- Other names: Brachydactyly-ectrodactyly with fibular aplasia or hypoplasia

= Fibular aplasia-ectrodactyly syndrome =

Fibular aplasia-ectrodactyly syndrome (or other synonyms such as brachydactyly-ectrodactyly with fibular aplasia or hypoplasia) is a very rare genetic condition which is characterized by the absence (aplasia) or underdevelopment (hypoplasia) of the fibula (calf bone, long bone lateral to the tibia), ectrodactyly (split hand/foot malformation), and/or brachydactyly (shortened digits) or syndactyly (fusion of digits). Additional symptoms may include shortness of the femur and tibial/knee/hip/ankle defects. This condition is inherited in an autosomal dominant manner, meaning that a single copy of the altered gene inherited from one parent is sufficient to cause the condition.

== Etiology ==

This condition was first described in 2002. It was discovered that this condition seems to have a male preference in sporadic cases, which occur without a family history or prior genetic predisposition. These sporadic cases may arise due to nonpenetrance (when an individual carries the condition causing gene mutation - a change in DNA sequence, without developing the condition itself). In contrast, familial cases, where the condition is inherited, tends to have an equal male-female preference. Offspring have a higher chance of being born with the condition if the mother carries the gene or is affected herself.

This condition is very rare, since only 60 cases have been recorded in medical literature.

== Symptoms ==
One of the most frequent signs of these conditions includes premature birth (baby born too early) while other frequent symptoms involve mostly the hand, feet and certain limbs.

=== Hands and feet ===
Fibular aplasia-ectrodactyly syndrome causes physical symptoms that result in both hypoplasia and aplasia of the fibular and metacarpal (any of the five bones of the hand or forefoot). The hands and feet are often characterized by phalangeal (relating to the fingers' and toes’ small bones) hypoplasia and metatarsal (relating to the bones of the feet) while the extreme can form ectrodactyly of the hands and or feet.

=== Limbs ===
The most common characteristic shows shortened limbs, including the femur (thigh bone). The other common symptom is ulnar aplasia/hypoplasia (underdeveloped or missing part of the forearm bone). Within the familial cases found, it was observed that there was a higher frequency of ulnar (forearm bone) defects as well as females tending to have more symptoms related to the upper limb.

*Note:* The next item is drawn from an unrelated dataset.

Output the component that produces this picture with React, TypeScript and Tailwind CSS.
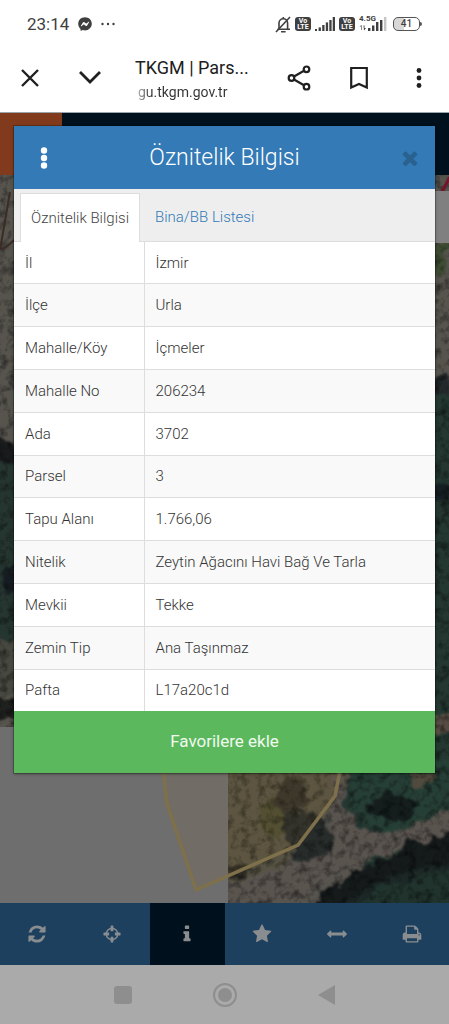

From the cases that have been studied, there are no differences in terms of physical symptoms between males and females within sporadic cases. The presentation of these symptoms varies depending on the individual are most commonly appeared at the neonatal stage (newborn children).

=== Variable expressivity ===
Variable expression can be analyzed looking at the number of affected limbs and the severity. The phenotype for upper limbs, with increasing severity, can range from only showing brachydactyly or syndactyly, deficiency in a central axis, to involvement of the ulna and hand. The severity of the lower limbs can also be similarly analyzed, ranging from brachydactyly or syndactyly, fibular aplasia, to involvement of the femoral.

== Diagnosis ==
To be diagnosed with fibular aplasia-ectrodactyly syndrome, examinations such as a complete physical examination, varying laboratory tests, imaging studies (X-rays and CT scans to examine limbs, hands and feet structures) and assessment of symptoms can be completed.

A detailed medical history assessment may be done in order to examine for autosomal dominant inheritance patterns in the case for familial cases.

== Treatments ==
Treatment for fibular aplasia-ectrodactyly varies depending on the severity of the case. The main focus is on reducing leg length discrepancies and stabilizing the knee and ankle joints. One approach is the use of orthotic devices for support, which can help improve walking stability. In cases where limb length discrepancy is significant, procedures like epiphysiodesis or limb lengthening may be considered. Limb lengthening is often done using external circular fixators, which are devices that encircle the leg and gradually adjust bone length to align with the unaffected limb. In some severe cases where limb function is significantly compromised, amputation followed by the fitting of a prosthesis may provide the best functional outcome. These methods aim to optimize movement and limb functionality, ensuring each patient receives a tailored plan to address their specific needs.

== Epidemiology ==
When observing how often and where this condition has been identified, the prevalence is less than 1 person per 1,000,000 individuals. This condition is extremely rare yet shows global distribution of both sporadic and familial cases.